2. Increased personalisation
Many marketers (82%) aren't personalising across customer journeys which is largely due to not capturing an individual’s interactions – both online and offline - across channels and devices. Without this, brands have an incomplete picture of their customer journey. With it, they can better personalise communications across online and offline platforms to support the creation of an excellent customer experience which, in turn, can build brand loyalty.

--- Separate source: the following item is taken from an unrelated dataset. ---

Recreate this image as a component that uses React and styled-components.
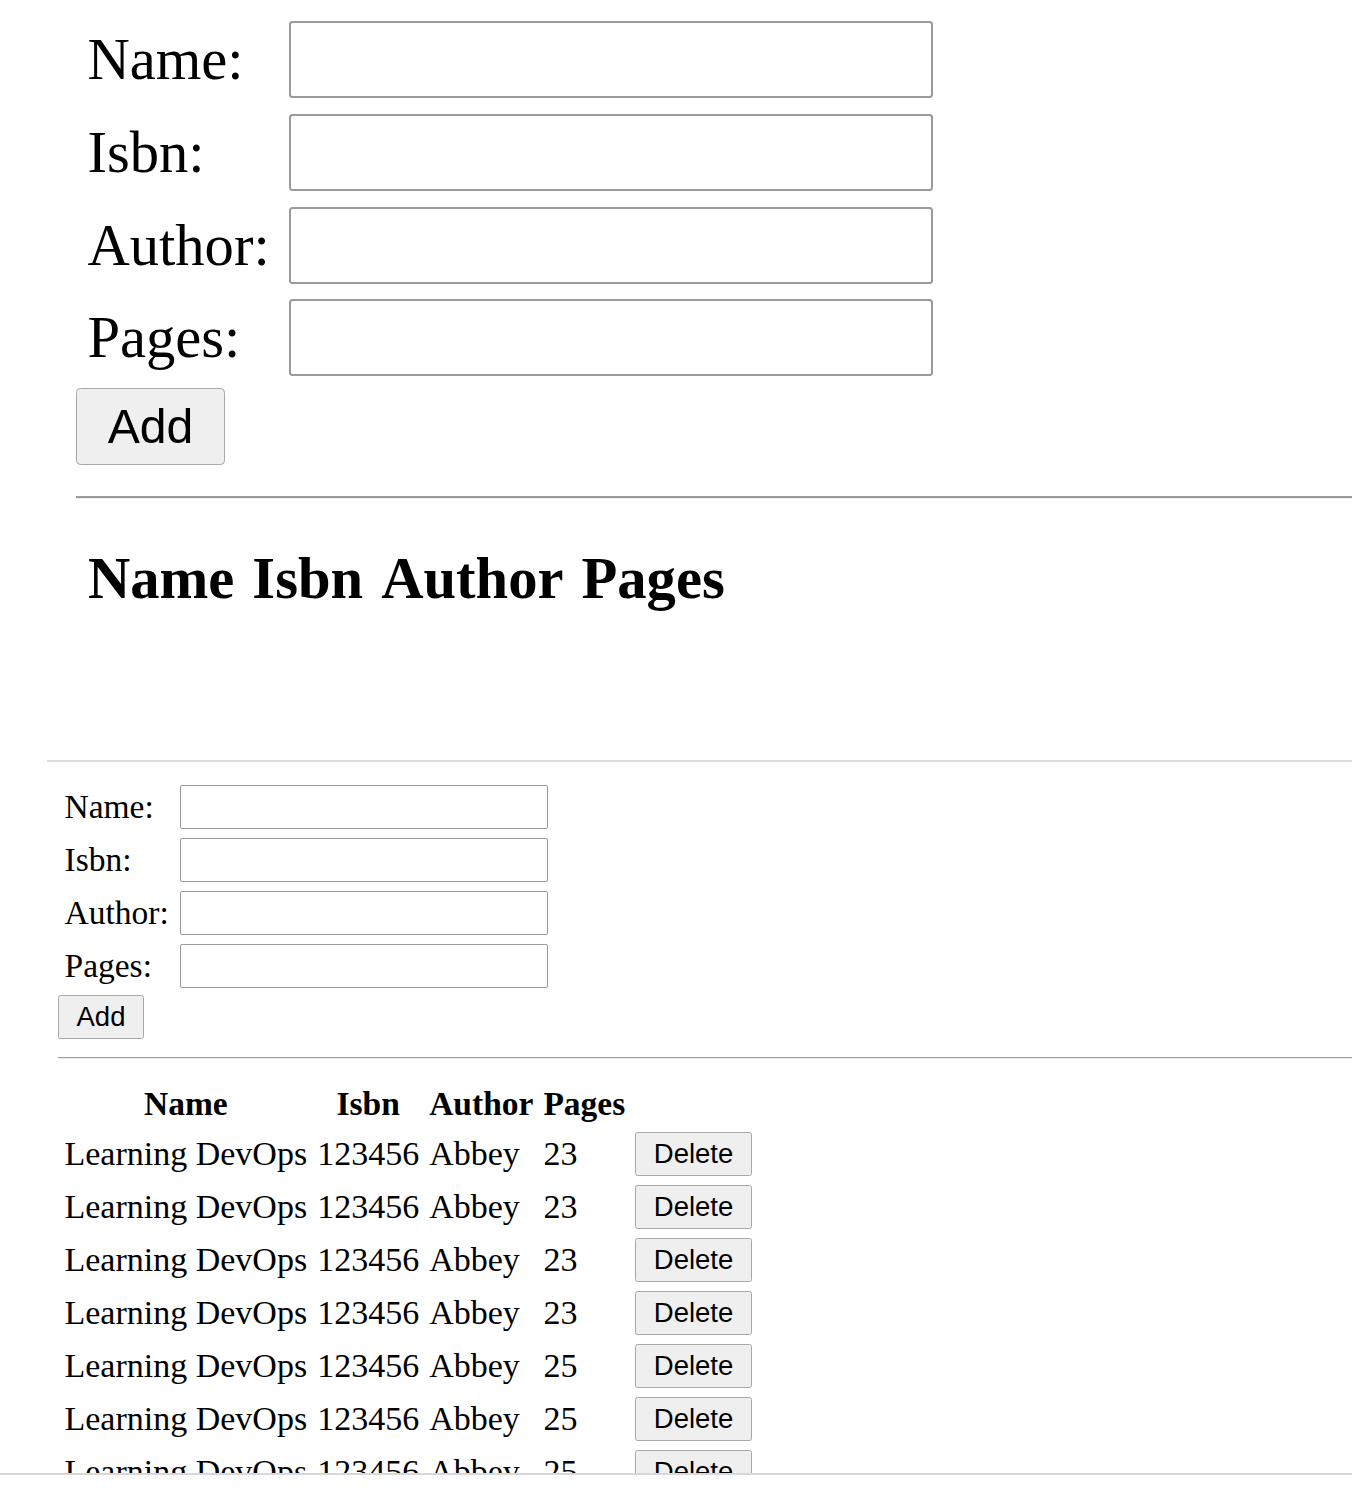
import React from "react";
import styled, { createGlobalStyle } from "styled-components";

const Global = createGlobalStyle`
  html, body { margin: 0; padding: 0; background: #fff; }
  body { font-family: "Liberation Serif", "Times New Roman", serif; color: #000; }
`;

const px = (n) => (p) => `${n * p.$s}px`;

const Page = styled.div`
  width: 1352px;
  height: 1500px;
  background: #fff;
  overflow: hidden;
`;

const TopShot = styled.div`
  height: 760px;
  overflow: hidden;
`;

const BottomShot = styled.div`
  margin-left: 47px;
  height: 711px;
  border-top: 2px solid #dcdce0;
  overflow: hidden;
`;

const BottomRule = styled.div`
  height: 2px;
  background: #d8d8dc;
`;

const Panel = styled.section`
  padding-top: ${(p) => p.$top}px;
  padding-left: ${(p) => p.$left}px;
`;

const FormGrid = styled.div`
  display: grid;
  grid-template-columns: ${px(115)} ${px(368)};
  row-gap: ${px(9)};
  padding-left: ${px(6.5)};
  align-items: center;
`;

const Label = styled.label`
  font-family: "Liberation Serif", "Times New Roman", serif;
  font-size: ${px(33.5)};
  line-height: normal;
  white-space: nowrap;
`;

const TextInput = styled.input`
  box-sizing: border-box;
  width: ${px(368)};
  height: ${px(44)};
  margin: 0;
  border: ${(p) => Math.max(1, 1.15 * p.$s)}px solid #9a9a9a;
  border-radius: ${px(2)};
  background: #fff;
  padding: 0 ${px(4)};
  font-size: ${px(20)};
`;

const Button = styled.button`
  box-sizing: border-box;
  height: ${px(44)};
  margin: 0;
  margin-top: ${(p) => (p.$gap || 0) * p.$s}px;
  padding: 0 ${px(17.5)};
  font-family: "Liberation Sans", Arial, sans-serif;
  font-size: ${px(27.5)};
  color: #000;
  background: #efefef;
  border: ${(p) => Math.max(1, 1.1 * p.$s)}px solid #a8a8a8;
  border-radius: ${px(2.5)};
  line-height: 1;
`;

const Rule = styled.hr`
  margin: ${px(18)} 0 0 0;
  height: 0;
  border: 0;
  border-top: ${px(1.6)} solid #9c9c9c;
  border-bottom: ${px(1)} solid #ececec;
`;

const Table = styled.table`
  margin-top: ${px(21)};
  border-collapse: separate;
  border-spacing: ${px(2.5)} ${px(2)};
  margin-left: ${px(0.5)};
`;

const HeadCell = styled.th`
  padding: ${px(3.5)} ${px(4)};
  font-family: "Liberation Serif", "Times New Roman", serif;
  font-weight: bold;
  font-size: ${px(33.5)};
  line-height: normal;
  text-align: center;
  white-space: nowrap;
`;

const Cell = styled.td`
  padding: ${px(3.5)} ${px(4)};
  font-family: "Liberation Serif", "Times New Roman", serif;
  font-size: ${px(34)};
  line-height: normal;
  text-align: left;
  vertical-align: middle;
  white-space: nowrap;
`;

const fields = ["Name:", "Isbn:", "Author:", "Pages:"];
const columns = ["Name", "Isbn", "Author", "Pages"];

const books = [23, 23, 23, 23, 25, 25, 25, 25].map((pages, i) => ({
  id: i,
  name: "Learning DevOps",
  isbn: "123456",
  author: "Abbey",
  pages,
}));

function BookPanel({ s, top, left, rows }) {
  return (
    <Panel $top={top} $left={left}>
      <FormGrid $s={s}>
        {fields.map((f) => (
          <React.Fragment key={f}>
            <Label $s={s}>{f}</Label>
            <TextInput $s={s} type="text" />
          </React.Fragment>
        ))}
      </FormGrid>
      <Button $s={s} $gap={6.5}>Add</Button>
      <Rule $s={s} />
      <Table $s={s}>
        <thead>
          <tr>
            {columns.map((c) => (
              <HeadCell key={c} $s={s}>{c}</HeadCell>
            ))}
          </tr>
        </thead>
        <tbody>
          {rows.map((b) => (
            <tr key={b.id}>
              <Cell $s={s}>{b.name}</Cell>
              <Cell $s={s}>{b.isbn}</Cell>
              <Cell $s={s}>{b.author}</Cell>
              <Cell $s={s}>{b.pages}</Cell>
              <Cell $s={s}>
                <Button $s={s}>Delete</Button>
              </Cell>
            </tr>
          ))}
        </tbody>
      </Table>
    </Panel>
  );
}

export default function App() {
  return (
    <Page>
      <Global />
      <TopShot>
        <BookPanel s={1.75} top={21} left={76} rows={[]} />
      </TopShot>
      <BottomShot>
        <BookPanel s={1} top={23} left={11} rows={books} />
      </BottomShot>
      <BottomRule />
    </Page>
  );
}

Moreover, customers are spoilt for choice. This makes any marketing activity super competitive, making personalisation the key to standing out. Customers have so many products and options available to them, and producing highly personalised product recommendations – before the individual starts to shop around for it - can be key to driving deeper engagement. AI can be used to more quickly highlight and predict customers’ next actions by identifying where individuals are in their journeys and how they compare to other customers on similar journeys who have converted. These models can then be used to test scenarios comprising different ‘next best’ marketing interventions and identify which are most likely to lead to a successful outcome. These ‘decisions’ can be executed via the appropriate channel, optimising utilisation of marketing budgets to ensure its target at the right combination of individual and channel.

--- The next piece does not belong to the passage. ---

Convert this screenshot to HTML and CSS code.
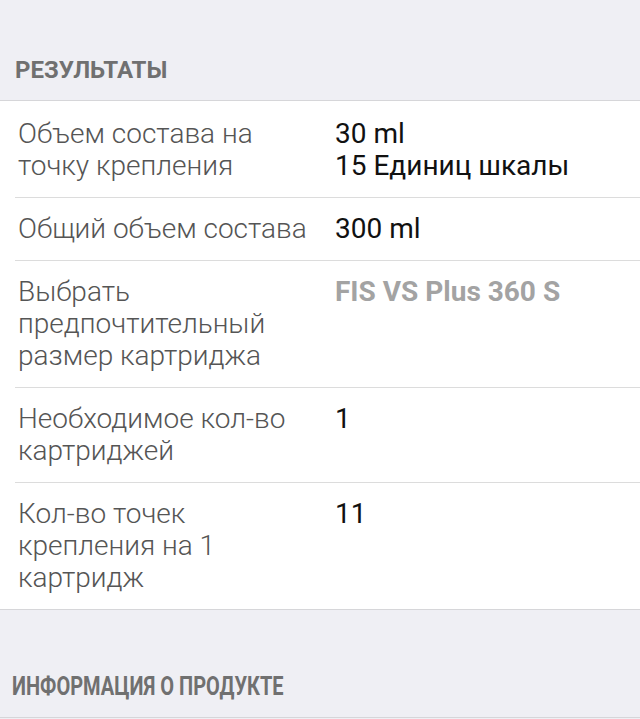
FILE: index.html
```html
<!DOCTYPE html>
<html lang="ru">
<head>
    <meta charset="utf-8">
    <link rel="stylesheet" href="styles.css">
</head>
<body>

    <div class="section-title first"><span>РЕЗУЛЬТАТЫ</span></div>

    <div class="table">
        <div class="row">
            <div class="label">Объем состава на точку крепления</div>
            <div class="value">30 ml<br>15 Единиц шкалы</div>
        </div>
        <div class="row">
            <div class="label">Общий объем состава</div>
            <div class="value">300 ml</div>
        </div>
        <div class="row">
            <div class="label">Выбрать предпочтительный размер картриджа</div>
            <div class="value select">FIS VS Plus 360 S</div>
        </div>
        <div class="row">
            <div class="label">Необходимое кол-во картриджей</div>
            <div class="value">1</div>
        </div>
        <div class="row">
            <div class="label">Кол-во точек крепления на 1 картридж</div>
            <div class="value">11</div>
        </div>
    </div>

    <div class="section-title second"><span>ИНФОРМАЦИЯ О ПРОДУКТЕ</span></div>

</body>
</html>
```

FILE: styles.css
```css
html, body {
    margin: 0;
    padding: 0;
}

body {
    background: #efeff4;
    font-family: Roboto, "Noto Sans", sans-serif;
    width: 640px;
    height: 719px;
    overflow: hidden;
}

.section-title {
    box-sizing: border-box;
    padding: 0 15px 16px;
    font-weight: 700;
    color: #707070;
    display: flex;
    align-items: flex-end;
    border-bottom: 1px solid #d6d6d9;
    line-height: 28px;
}

.section-title.first {
    height: 101px;
    font-size: 24px;
}

.section-title.second {
    height: 108px;
    font-size: 25px;
    padding-left: 12px;
}

/* the second header is drawn in a narrow cut */
.section-title.second span {
    display: inline-block;
    transform: scaleX(0.8);
    transform-origin: left center;
    white-space: nowrap;
}

.table {
    background: #fff;
    padding-left: 15px;
    border-bottom: 1px solid #d6d6d9;
}

.row {
    display: flex;
    padding: 15px 0;
    border-bottom: 1px solid #dcdcdc;
}

.row:first-child {
    padding-top: 17px;
}

.row:last-child {
    border-bottom: none;
}

.label {
    width: 292px;
    padding-left: 3px;
    padding-right: 25px;
    font-family: "Roboto Light", Roboto, sans-serif;
    font-size: 28px;
    font-weight: 300;
    line-height: 32px;
    color: #555;
}

.value {
    flex: 1;
    font-size: 28px;
    line-height: 32px;
    color: #111;
}

.value.select {
    font-weight: 700;
    color: #a3a3a3;
}
```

Artificial intelligence and machine learning can support marketers with data analysis so that they can deliver the levels of personalisation that customers expect. Its automation capabilities allow it to watch data and spot trends or positive or negative anomalies, in real time, and alert marketers. It can be used to analyse behavioural and demographic data in order to determine the types of content that each user will enjoy and find the most engaging. AI systems are able to digest this information and learn more about user preferences on an ongoing basis and enable marketers to deliver the content that customers really want to see. This removes the guesswork from marketing and allows you to deliver highly relevant content to the correct audience, every time.

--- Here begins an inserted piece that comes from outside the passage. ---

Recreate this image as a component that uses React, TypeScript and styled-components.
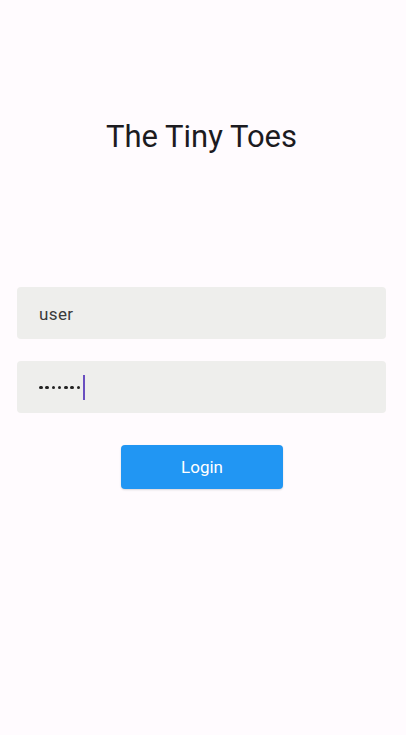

3. Supporting, not replacing, marketers
There are many articles out there covering the “death of marketing”. This is simply not true. AI is a tool that can support marketers, and complement rather than replace their abilities. It should work alongside them and other marketing tools to reduce human error and, by continuously monitoring and optimising processes, allow more time for marketers to spend on strategic and creative questions. In effect, AI should eliminate mundane tasks and act as an endless virtual assistant.
4. Customer experience
AI has the power to analyse huge amounts of data from numerous sources, including human behaviours and emotions. This insight combined with human oversight can then be used to create better customer experiences.
For example, many brands use AI to support chatbots which can provide answers and customer care around the clock. AI bots speak to customers on an individual basis and quickly and personally respond to queries. By using machines to answer the bulk of customer enquiries, individuals get instant answers to simple queries whenever they need them and at a lower cost to service. However, there is the option for an individual to speak to a human agent if their matter is more complex, and with fewer queries to field those agents are freer to provide a higher level of service to these cases.
Overall, AI signals huge changes in the marketing sphere, assisting in driving faster business decisions in order to close the gap from insights to action.